About


Prediction Method

We designed and developed a system for the prediction of protein subcellular localization (P2SL). P2SL uses local subsequence features along with various amino acid similarity schemes. We used self-organizing map (SOM) for prototype feature extraction and implicit protein sorting signal (motif) distribution. Subsequently a set of support vector machines (SVMs) is used for the classification of the features extracted by SOM. Hence, P2SL is a hybrid computational system that predicts over ER-Targeted (all ER-mediated membrane enclosed proteins), cytosolic, mitochondrial and nuclear protein localization classes.

MEP2SL Search Methods

The MEP2SL database can be queried in four categories:

Data File Format

All downloadable data files are in tab separated gzipped plain text format composed of five columns.
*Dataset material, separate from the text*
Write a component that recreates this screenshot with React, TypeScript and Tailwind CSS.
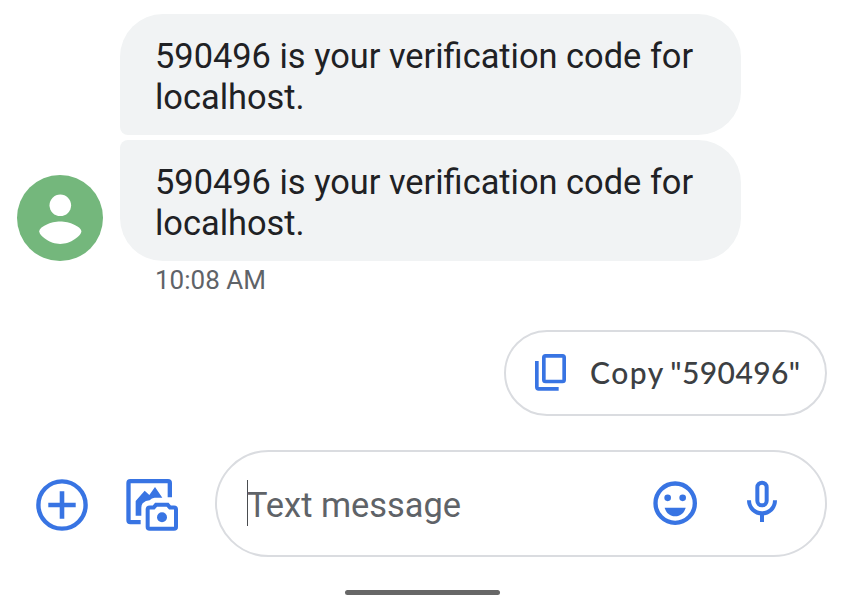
function Avatar() {
  return (
    <svg className="size-[86px] shrink-0" viewBox="0 0 86 86" aria-label="Contact">
      <circle cx="43" cy="43" r="43" fill="#74b77c" />
      <circle cx="43.3" cy="30.3" r="10.8" fill="#fff" />
      <path
        d="M43.2 46.4C34 46.4 22.3 51.5 22.3 56.3C22.3 61 33 69 43.2 69S64.3 61 64.3 56.3C64.3 51.5 52.4 46.4 43.2 46.4Z"
        fill="#fff"
      />
    </svg>
  );
}

function CopyIcon() {
  return (
    <svg className="mb-[2px] h-[37px] w-[31px] shrink-0" viewBox="45 42 93 111" fill="none" stroke="#3874e3">
      <rect x="71.5" y="47.5" width="61" height="77" rx="5" strokeWidth="11" />
      <path d="M50.5 63V141Q50.5 146.5 56 146.5H116" strokeWidth="11" />
    </svg>
  );
}

function PlusIcon() {
  return (
    <svg className="size-[52px] shrink-0" viewBox="0 0 52 52" fill="none" stroke="#3874e3">
      <circle cx="26" cy="26" r="23.6" strokeWidth="4.4" />
      <path d="M12.3 26H39.7M26 12.3V39.7" strokeWidth="4.6" />
    </svg>
  );
}

function GalleryIcon() {
  return (
    <svg className="size-[52px] shrink-0" viewBox="318 42 156 156" fill="none" stroke="#3874e3">
      <path d="M449.5 97V54Q449.5 48.5 444 48.5H331Q325.5 48.5 325.5 54V166Q325.5 171.5 331 171.5H362" strokeWidth="13" />
      <path
        d="M347 152V108L374 77L388 90L405 66L427 98H404Q395 98 389 106Q377 106 368 115Q364 120 364 128V152Z"
        fill="#3874e3"
        stroke="none"
      />
      <path
        d="M389 127.500H401L408 119.500H443L450 127.500H462Q468 127.500 468 133V186Q468 191.500 462 191.500H389Q383 191.500 383 186V133Q383 127.500 389 127.500Z"
        strokeWidth="12"
      />
      <circle cx="426" cy="157" r="15" fill="#3874e3" stroke="none" />
    </svg>
  );
}

function SmileIcon() {
  return (
    <svg className="size-[45px] shrink-0" viewBox="69 123 135 135" fill="#3874e3">
      <circle cx="135.500" cy="189.500" r="59" fill="none" stroke="#3874e3" strokeWidth="13" />
      <circle cx="113" cy="173.500" r="10" />
      <circle cx="158" cy="173.500" r="10" />
      <path d="M104 203H167C163 219 151 229 135.500 229S108 219 104 203Z" />
    </svg>
  );
}

function MicIcon() {
  return (
    <svg className="h-[42px] w-[30px] shrink-0" viewBox="351 120 90 126" fill="none" stroke="#3874e3" strokeWidth="12">
      <rect x="382" y="128" width="28" height="68" rx="14" />
      <path d="M357 181C357 204 375 220 396 220S435 204 435 181M396 220V246" />
    </svg>
  );
}

const message = "590496 is your verification code for localhost.";

export default function App() {
  return (
    <main className="flex h-[608px] w-[844px] flex-col overflow-hidden bg-white pt-[14px] font-['Roboto',sans-serif]">
      <section className="flex items-end gap-[17.4px] pl-[17px]">
        <Avatar />
        <div className="flex w-[620.5px] flex-col gap-[5px] text-[34.4px] leading-[40.5px] text-[#202124]">
          <p className="h-[121px] rounded-[43px] rounded-bl-[8px] bg-[#f1f3f4] pt-[22px] pr-8 pl-[34.6px]">{message}</p>
          <p className="h-[121px] rounded-[43px] rounded-tl-[8px] bg-[#f1f3f4] pt-[22px] pr-8 pl-[34.6px]">{message}</p>
        </div>
      </section>
      <time className="mt-[4px] ml-[155px] h-[30px] text-[26px] leading-[30px] text-[#5f6368]">10:08 AM</time>
      <button className="mt-[35px] ml-[504px] flex h-[86px] w-[323px] shrink-0 items-center rounded-full border-2 border-[#dadce0] pl-[29px] font-['Lato',sans-serif] text-[30px] font-medium text-[#3c4043]">
        <CopyIcon />
        <span className="mb-[2px] ml-[24px] whitespace-nowrap tracking-[0.4px] [word-spacing:-2.5px]">
          <span className="tracking-[1.5px]">Copy</span> "590496"
        </span>
      </button>
      <footer className="mt-[34px] flex h-[106.5px] shrink-0 items-center pl-[36px]">
        <div className="mt-[3.5px]">
          <PlusIcon />
        </div>
        <div className="mt-[3.5px] ml-[38px]">
          <GalleryIcon />
        </div>
        <div className="ml-[37px] flex h-full w-[612px] items-center rounded-full border-2 border-[#dadce0] pl-[30px]">
          <span className="h-[46px] w-px bg-[#4a4d50]" />
          <span className="-ml-px mt-[4px] w-[406px] text-[34.4px] leading-[46px] text-[#5f6368]">Text message</span>
          <SmileIcon />
          <div className="mb-[5px] ml-[49px]">
            <MicIcon />
          </div>
        </div>
      </footer>
      <div className="mt-[33.5px] ml-[344.500px] h-[5px] w-[155px] shrink-0 rounded-full bg-[#676767]" />
    </main>
  );
}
The first colums is UniRef100 id, the second is the predicted subcellular localization distribution of the sequence, the third is sequence description, the fourth is sequence, and the last column is the annotated subcellular localization from UniProt Knowledgebase.

Localization Distribution Interpretation

Our approach finds the frequency distribution of protein subsequences for each subcellular localization class and then uses this distribution as a feature for classification. ER-Targeted, cytosolic, mitochondrial or nuclear class probability distributions are represented by samples of subsequence distributions over SOM. ER-Targeted versus Cytosolic, ER-Targeted versus Mitochondrial, ER-Targeted versus Nuclear, Mitochondrial versus Cytosolic, Mitochondrial versus Nuclear and Nuclear versus Cytosolic binary SVM classifiers are used. Each class is voted over three classifiers. Considering only the 2 and 3 voted localization classes, we represent the localization distributions in 26 different sets:

3/3 Nuclear
3/3 Cytosolic
3/3 ER-Targeted
3/3 Mitochondrial
3/3 Nuclear and 2/3 Cytosolic
3/3 Nuclear and 2/3 ER-Targeted
3/3 Nuclear and 2/3 Mitochondrial
3/3 Cytosolic and 2/3 ER-Targeted
3/3 Cytosolic and 2/3 Mitochondrial
3/3 Cytosolic and 2/3 Nuclear
3/3 ER-Targeted and 2/3 Cytosolic
3/3 ER-Targeted and 2/3 Mitochondrial
3/3 ER-Targeted and 2/3 Nuclear
3/3 Mitochondrial and 2/3 Cytosolic
3/3 Mitochondrial and 2/3 ER-Targeted
3/3 Mitochondrial and 2/3 Nuclear
2/3 Cytosolic and 2/3 Nuclear
2/3 Cytosolic and 2/3 Mitochondrial
2/3 ER-Targeted and 2/3 Cytosolic
2/3 ER-Targeted and 2/3 Mitochondrial
2/3 ER-Targeted and 2/3 Nuclear
2/3 Mitochondrial and 2/3 Nuclear
2/3 Cytosolic and 2/3 Mitochondrial and 2/3 Nuclear
2/3 ER-Targeted and 2/3 Cytosolic and 2/3 Mitochondrial
2/3 ER-Targeted and 2/3 Cytosolic and 2/3 Nuclear
2/3 ER-Targeted and 2/3 Mitochondrial and 2/3 Nuclear

Diagram Interpretation for Localization Distribution

Twenty-six columns represent localization distribution sets. The number of sequences in each set is written at the top of the each column. Each localization class (ER-Targeted, Cytosolic, Mitochondrial, Nuclear) is color coded (ER-Targeted: yellow, Cytosolic: blue, Nuclear: red, and Mitochondrial: green). The width of the color band in each column is an indicator of the prediction votes such that thinner band is for 2 votes and thicker one is for 3 votes.